Tahoe Nugget #83:
Digging Deeper than the Donners
June 14, 2006
A $6 million museum has been approved for Donner Lake Memorial State Park, so this summer California State Park archaeologists, overseen by a Chico State professor, will conduct a dig in the area where the new museum
is to be constructed. Although the location is on the path between two of the three cabins built in November 1846 by members of the Donner party, this excavation project is focused primarily on finding artifacts and
remants of Native Americans. Scientists have previously found evidence that people have been crossing Donner Pass for at least 6,000 years, and "possibly to the mammoth hunters of 11,000 years ago."

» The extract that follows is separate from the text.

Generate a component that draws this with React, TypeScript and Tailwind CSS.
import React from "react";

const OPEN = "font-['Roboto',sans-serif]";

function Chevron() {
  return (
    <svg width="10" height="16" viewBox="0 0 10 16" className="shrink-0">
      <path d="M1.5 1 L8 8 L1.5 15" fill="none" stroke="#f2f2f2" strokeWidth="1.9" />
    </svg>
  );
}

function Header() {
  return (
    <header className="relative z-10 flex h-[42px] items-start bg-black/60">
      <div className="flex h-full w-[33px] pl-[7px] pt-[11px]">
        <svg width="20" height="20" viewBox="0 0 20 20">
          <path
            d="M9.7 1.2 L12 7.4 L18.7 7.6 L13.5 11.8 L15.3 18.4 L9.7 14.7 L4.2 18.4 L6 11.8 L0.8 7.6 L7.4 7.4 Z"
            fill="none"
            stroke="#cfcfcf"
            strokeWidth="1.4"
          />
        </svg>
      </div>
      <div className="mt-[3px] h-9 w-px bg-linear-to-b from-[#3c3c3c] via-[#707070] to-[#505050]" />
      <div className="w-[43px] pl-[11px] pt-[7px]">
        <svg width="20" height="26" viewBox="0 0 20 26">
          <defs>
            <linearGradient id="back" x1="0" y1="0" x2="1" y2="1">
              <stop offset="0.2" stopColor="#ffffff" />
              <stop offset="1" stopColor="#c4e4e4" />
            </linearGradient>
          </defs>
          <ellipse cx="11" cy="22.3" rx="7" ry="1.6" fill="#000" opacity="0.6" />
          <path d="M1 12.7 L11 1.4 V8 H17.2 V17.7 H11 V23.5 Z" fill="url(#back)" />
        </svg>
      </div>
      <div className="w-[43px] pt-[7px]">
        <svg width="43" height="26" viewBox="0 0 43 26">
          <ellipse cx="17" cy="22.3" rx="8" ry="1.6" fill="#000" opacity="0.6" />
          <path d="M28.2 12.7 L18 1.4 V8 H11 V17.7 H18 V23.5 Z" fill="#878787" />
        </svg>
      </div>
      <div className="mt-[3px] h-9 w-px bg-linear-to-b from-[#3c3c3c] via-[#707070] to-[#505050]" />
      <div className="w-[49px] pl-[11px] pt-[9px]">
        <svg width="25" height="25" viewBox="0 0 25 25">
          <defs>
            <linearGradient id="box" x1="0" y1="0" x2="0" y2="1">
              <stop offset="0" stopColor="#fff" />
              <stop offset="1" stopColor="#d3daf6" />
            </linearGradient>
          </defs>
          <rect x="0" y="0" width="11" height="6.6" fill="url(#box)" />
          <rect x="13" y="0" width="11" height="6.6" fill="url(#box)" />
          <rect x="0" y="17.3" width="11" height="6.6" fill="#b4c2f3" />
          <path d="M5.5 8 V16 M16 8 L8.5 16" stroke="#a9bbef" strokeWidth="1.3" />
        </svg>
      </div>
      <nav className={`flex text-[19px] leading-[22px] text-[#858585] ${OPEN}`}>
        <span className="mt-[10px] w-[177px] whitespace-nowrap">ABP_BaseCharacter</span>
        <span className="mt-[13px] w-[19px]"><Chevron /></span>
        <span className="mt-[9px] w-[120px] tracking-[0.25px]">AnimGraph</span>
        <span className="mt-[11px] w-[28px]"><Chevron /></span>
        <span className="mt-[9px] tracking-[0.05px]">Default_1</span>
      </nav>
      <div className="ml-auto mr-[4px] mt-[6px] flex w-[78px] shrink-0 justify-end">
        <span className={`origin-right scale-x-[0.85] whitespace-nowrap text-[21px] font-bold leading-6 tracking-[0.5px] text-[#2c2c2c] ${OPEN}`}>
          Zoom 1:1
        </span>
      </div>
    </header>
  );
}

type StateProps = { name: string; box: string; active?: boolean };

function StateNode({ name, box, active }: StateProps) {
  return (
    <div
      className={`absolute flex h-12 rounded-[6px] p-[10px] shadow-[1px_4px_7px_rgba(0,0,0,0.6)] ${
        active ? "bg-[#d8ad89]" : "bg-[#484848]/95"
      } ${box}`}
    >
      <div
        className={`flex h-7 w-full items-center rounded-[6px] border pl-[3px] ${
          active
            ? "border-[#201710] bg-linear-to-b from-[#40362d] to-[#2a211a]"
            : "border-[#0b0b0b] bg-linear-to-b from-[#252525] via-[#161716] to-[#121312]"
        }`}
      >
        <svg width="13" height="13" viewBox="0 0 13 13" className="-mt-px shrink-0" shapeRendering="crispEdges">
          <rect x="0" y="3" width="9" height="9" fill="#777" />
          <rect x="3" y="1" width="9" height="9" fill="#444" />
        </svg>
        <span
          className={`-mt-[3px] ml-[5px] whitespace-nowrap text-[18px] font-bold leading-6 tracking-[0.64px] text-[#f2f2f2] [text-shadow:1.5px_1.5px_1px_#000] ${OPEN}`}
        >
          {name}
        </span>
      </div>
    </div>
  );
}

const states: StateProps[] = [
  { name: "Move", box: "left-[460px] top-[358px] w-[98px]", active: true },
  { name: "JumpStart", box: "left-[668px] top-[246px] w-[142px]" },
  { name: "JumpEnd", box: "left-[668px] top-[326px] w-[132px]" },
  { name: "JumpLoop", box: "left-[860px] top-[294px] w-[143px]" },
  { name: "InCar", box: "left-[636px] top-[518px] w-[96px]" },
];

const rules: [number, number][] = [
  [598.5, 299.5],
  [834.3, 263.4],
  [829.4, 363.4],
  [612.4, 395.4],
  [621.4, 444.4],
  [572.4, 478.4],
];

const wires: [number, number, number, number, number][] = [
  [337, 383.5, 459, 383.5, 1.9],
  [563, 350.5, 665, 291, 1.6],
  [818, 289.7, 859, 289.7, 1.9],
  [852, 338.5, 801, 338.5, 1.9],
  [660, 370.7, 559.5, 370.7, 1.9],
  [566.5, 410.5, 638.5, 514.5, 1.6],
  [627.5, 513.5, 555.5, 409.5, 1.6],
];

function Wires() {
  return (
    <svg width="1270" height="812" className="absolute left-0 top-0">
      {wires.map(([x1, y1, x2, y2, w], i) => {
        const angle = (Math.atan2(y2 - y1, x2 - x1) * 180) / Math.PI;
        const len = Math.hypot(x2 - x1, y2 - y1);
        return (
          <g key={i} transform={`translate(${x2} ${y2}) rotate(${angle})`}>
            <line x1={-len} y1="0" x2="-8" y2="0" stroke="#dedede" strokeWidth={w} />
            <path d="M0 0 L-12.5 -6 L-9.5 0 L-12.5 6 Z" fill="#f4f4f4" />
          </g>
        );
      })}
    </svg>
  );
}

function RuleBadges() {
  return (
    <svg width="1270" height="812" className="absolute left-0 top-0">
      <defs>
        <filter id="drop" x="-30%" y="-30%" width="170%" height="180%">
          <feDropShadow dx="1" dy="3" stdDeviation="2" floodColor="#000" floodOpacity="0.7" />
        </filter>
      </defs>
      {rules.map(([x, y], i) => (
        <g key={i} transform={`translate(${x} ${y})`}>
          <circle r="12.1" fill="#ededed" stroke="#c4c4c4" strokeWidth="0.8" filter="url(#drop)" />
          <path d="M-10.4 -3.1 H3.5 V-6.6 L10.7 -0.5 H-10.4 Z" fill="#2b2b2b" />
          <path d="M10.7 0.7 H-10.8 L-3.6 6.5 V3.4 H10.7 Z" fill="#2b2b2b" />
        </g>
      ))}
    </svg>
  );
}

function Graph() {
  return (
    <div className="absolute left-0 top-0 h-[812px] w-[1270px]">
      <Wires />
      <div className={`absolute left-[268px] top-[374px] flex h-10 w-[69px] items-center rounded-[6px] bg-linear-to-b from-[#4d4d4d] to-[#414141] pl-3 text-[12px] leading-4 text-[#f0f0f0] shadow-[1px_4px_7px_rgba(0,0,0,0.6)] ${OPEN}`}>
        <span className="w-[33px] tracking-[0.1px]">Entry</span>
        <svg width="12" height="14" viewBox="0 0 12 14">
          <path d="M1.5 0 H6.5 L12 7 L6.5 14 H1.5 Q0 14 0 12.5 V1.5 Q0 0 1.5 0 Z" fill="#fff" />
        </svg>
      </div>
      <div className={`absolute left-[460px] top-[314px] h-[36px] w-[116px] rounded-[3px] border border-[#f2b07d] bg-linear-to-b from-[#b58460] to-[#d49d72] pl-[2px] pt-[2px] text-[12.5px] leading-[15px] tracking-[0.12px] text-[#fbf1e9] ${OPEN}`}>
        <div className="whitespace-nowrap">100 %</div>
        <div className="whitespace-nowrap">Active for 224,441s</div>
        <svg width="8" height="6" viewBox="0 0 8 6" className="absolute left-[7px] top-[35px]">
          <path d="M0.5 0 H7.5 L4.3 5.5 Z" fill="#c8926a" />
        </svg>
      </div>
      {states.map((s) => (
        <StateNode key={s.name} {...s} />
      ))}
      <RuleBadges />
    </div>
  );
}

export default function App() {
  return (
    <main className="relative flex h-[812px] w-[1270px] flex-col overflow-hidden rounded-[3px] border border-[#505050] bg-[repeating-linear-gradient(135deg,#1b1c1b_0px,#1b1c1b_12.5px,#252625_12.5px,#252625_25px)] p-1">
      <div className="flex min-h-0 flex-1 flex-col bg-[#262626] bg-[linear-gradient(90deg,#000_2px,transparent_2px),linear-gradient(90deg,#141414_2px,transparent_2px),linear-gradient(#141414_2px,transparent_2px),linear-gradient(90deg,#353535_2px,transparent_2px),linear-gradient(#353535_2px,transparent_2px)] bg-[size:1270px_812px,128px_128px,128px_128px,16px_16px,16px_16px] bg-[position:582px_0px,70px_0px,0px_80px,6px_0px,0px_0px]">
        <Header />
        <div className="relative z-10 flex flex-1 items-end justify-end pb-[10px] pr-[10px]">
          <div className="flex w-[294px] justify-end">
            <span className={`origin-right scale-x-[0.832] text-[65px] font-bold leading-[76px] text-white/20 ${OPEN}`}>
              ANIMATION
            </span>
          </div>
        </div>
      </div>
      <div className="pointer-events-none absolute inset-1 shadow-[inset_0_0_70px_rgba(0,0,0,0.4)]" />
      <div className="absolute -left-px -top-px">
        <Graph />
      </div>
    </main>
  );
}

Previous digs at one of the cabin sites revealed many Donner party artifacts such as ceramic shards, jewelry and other miscellaneous items. A pioneer monument was erected over a second cabin location in the
early 20th century which has so far stymied efforts for a scientific exploration there. Over the years, souvenir hunters and amateur archaeologists have looted the site (located close to old Highway 40 and the first
transcontinental railroad), but this summer's dig may still unearth additional Donner relics. More exciting would be the discovery of evidence from the Elisha Stephens-led wagon train of 1844, the first pioneers
to haul wagons over Donner Pass and open the California Trail.
Frank X. Mullen, a Donner party historian and senior journalist for the Reno Gazette-Journal, reported that in the deeper layers of the soil,
archaeologists "may find artifacts from the Washoe people (who wintered in present-day Western Nevada), the tribes who preceded them, and other humans who crisscrossed Donner Pass thousands of years ago.

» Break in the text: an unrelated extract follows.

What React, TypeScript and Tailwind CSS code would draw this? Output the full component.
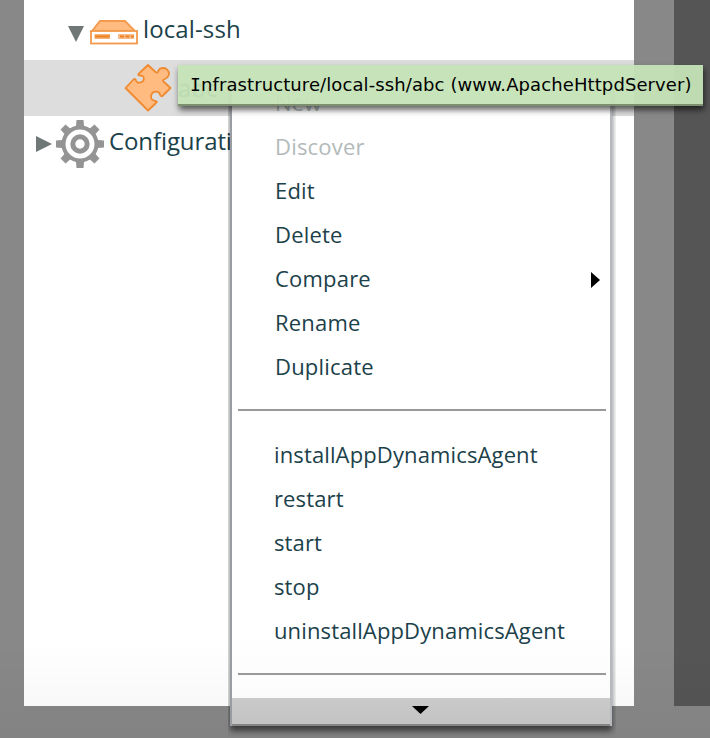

Previous digs have unearthed Washoe ovens, projectile points — spear and arrow tips — that go back at least 6,000 years."
I'll keep you posted.
Photo #1: This boulder (glacial erratic) near the east end of Donner Lake served as the west wall of the Murphy family cabin during the heavy winter of 1847. Archaeological digs conducted here in the 1980s and 1990s
produced artifacts and animal bones but no evidence of human cannibalism.
Photo #2: Indian "metates" at Spooner Lake. A metate is a shallow grinding bowl in which nuts and seeds were ground by milling
with a small stone held in the hand.
Photo #3: American Indians probably used this cave overlooking Martis Valley to rest, spot game or take shelter from the weather.